Canadian Authorities: “Savvy”?
Canadian police bent over backwards to pander to the Islamic community, in the most politically correct terrorism bust in history: Authorities confronted ‘wall of silence’.
The Canadian Security Intelligence Service and the RCMP met with members of the Canadian Muslim community every month for a year to discuss security concerns before last Friday’s 17 arrests. But the outreach program took an unprecedented turn during an 8 a.m. meeting last Saturday — two hours before authorities briefed the world about the arrests — when Toronto-area Muslim community leaders were told the details of the most high-profile terrorism sweep in Canadian history.
“It was a form of pre-emptive outreach, for lack of a better word,” said spokeswoman Barbara Campion.
Canada’s secret security apparatus has been putting serious effort into softening its image for much of the past year, conscious of the fact that for many Muslim immigrants, the phrase “secret police” is synonymous with violence and coercion.
Hussein Hamdani, a lawyer and member of the government’s cross-cultural roundtable on security, said he and others tried to explain to police why they had to engage the Muslim community.
“We would say, ‘Look, you’re doing a negative job when doing outreach because you have this wall of silence,’ ” he said. “I don’t think they listened for a long time.”
But recently, CSIS has been listening. Under the tenure of Jim Judd, who took over as director in November of 2004, the spy agency has taken specific steps to bring the Muslim community onside.

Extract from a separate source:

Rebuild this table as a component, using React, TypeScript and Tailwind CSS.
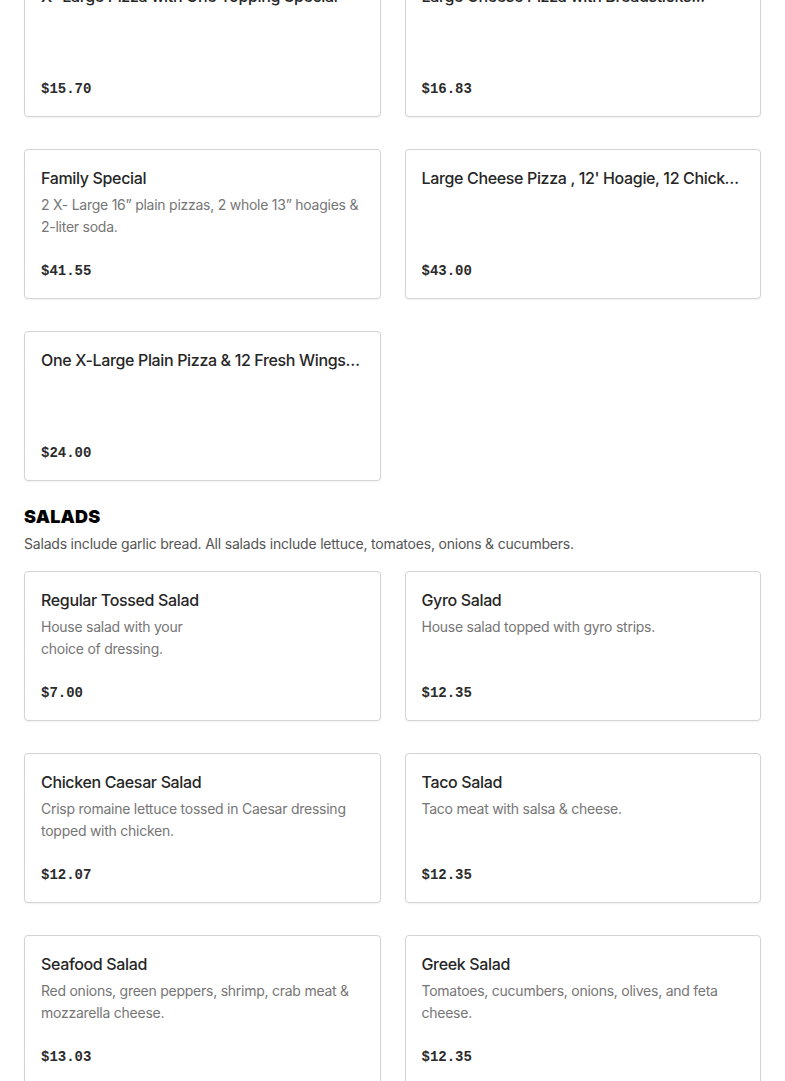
import React from "react"

type Item = {
  name: string
  desc?: React.ReactNode
  price: string
}

const specials: Item[] = [
  { name: "X- Large Pizza with One Topping Special", price: "$15.70" },
  { name: "Large Cheese Pizza with Breadsticks...", price: "$16.83" },
  {
    name: "Family Special",
    desc: "2 X- Large 16” plain pizzas, 2 whole 13” hoagies & 2-liter soda.",
    price: "$41.55",
  },
  { name: "Large Cheese Pizza , 12' Hoagie, 12 Chicken Wings & 2-liter soda", price: "$43.00" },
  { name: "One X-Large Plain Pizza & 12 Fresh Wings Special", price: "$24.00" },
]

const salads: Item[] = [
  {
    name: "Regular Tossed Salad",
    desc: (
      <>
        House salad with your
        <br />
        choice of dressing.
      </>
    ),
    price: "$7.00",
  },
  { name: "Gyro Salad", desc: "House salad topped with gyro strips.", price: "$12.35" },
  {
    name: "Chicken Caesar Salad",
    desc: "Crisp romaine lettuce tossed in Caesar dressing topped with chicken.",
    price: "$12.07",
  },
  { name: "Taco Salad", desc: "Taco meat with salsa & cheese.", price: "$12.35" },
  {
    name: "Seafood Salad",
    desc: "Red onions, green peppers, shrimp, crab meat & mozzarella cheese.",
    price: "$13.03",
  },
  { name: "Greek Salad", desc: "Tomatoes, cucumbers, onions, olives, and feta cheese.", price: "$12.35" },
]

function MenuCard({ item }: { item: Item }) {
  return (
    <div className="flex h-[150px] min-w-0 flex-col justify-between rounded border border-[#d4d4d4] bg-white px-4 pt-4 pb-[17px] shadow-[0_1px_2px_rgba(0,0,0,0.06)]">
      <div className="min-w-0">
        <h3 className="truncate text-[16px] leading-6 font-medium tracking-[-0.35px] text-[#262626]">
          {item.name}
        </h3>
        {item.desc && (
          <p className="mt-1 text-[14px] leading-[22px] tracking-[-0.25px] text-[#767676]">{item.desc}</p>
        )}
      </div>
      <div className="font-['Liberation_Mono',monospace] text-[14px] leading-5 font-bold text-[#2b2b2b]">
        {item.price}
      </div>
    </div>
  )
}

export default function App() {
  return (
    <div className="min-h-screen bg-white font-['Inter',sans-serif] antialiased">
      <div className="-mt-[33px] px-6">
        <div className="grid grid-cols-2 gap-x-6 gap-y-8">
          {specials.map((item) => (
            <MenuCard key={item.name} item={item} />
          ))}
        </div>

        <div className="mt-6">
          <h2 className="text-[18px] leading-6 font-black tracking-[0.2px] text-black uppercase">Salads</h2>
          <p className="mt-[5px] text-[14px] leading-5 tracking-[-0.2px] text-[#555555]">
            Salads include garlic bread. All salads include lettuce, tomatoes, onions & cucumbers.
          </p>
        </div>

        <div className="mt-[17px] grid grid-cols-2 gap-x-6 gap-y-8 pb-8">
          {salads.map((item) => (
            <MenuCard key={item.name} item={item} />
          ))}
        </div>
      </div>
    </div>
  )
}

For example, the agency has dropped phrases such as “Sunni Islamic extremist threat” from its lexicon. At last Saturday’s news conference, agents very deliberately avoided using the words Muslim or Islamic when describing the arrests. …
But even though Canada’s security apparatus has become much more savvy, it remains unclear whether the Muslim community’s response will ultimately prove different.
The police deliberately refuse to look at the nature of the threat, or identify it to the public, and Canadian media thinks this is “much more savvy.” Wow.
And then we get the obligatory quote from a dissembling Muslim leader:
Muslim Canadian Congress representative Tarek Fatah, who was at Saturday’s meeting, said imams brought up a number of concerns after being told what had happened. One asked why authorities hadn’t told them sooner about the suspects, so the religious leaders could have put a stop to their plot, Mr. Fatah said.
According to Mr. Fatah, another imam asked whether the authorities could keep the meeting a secret. “If bishops were meeting regularly with the RCMP, what do you think their congregations would think?” Mr. Fatah said.
Tarek Fatah was featured earlier this week at LGF after the terror arrests, when his Islamist front group released a statement saying “Al Qaeda and the Taliban are nothing more but a creation of the CIA.”
Oh yeah. That’s exactly the guy the “savvy” police should work with.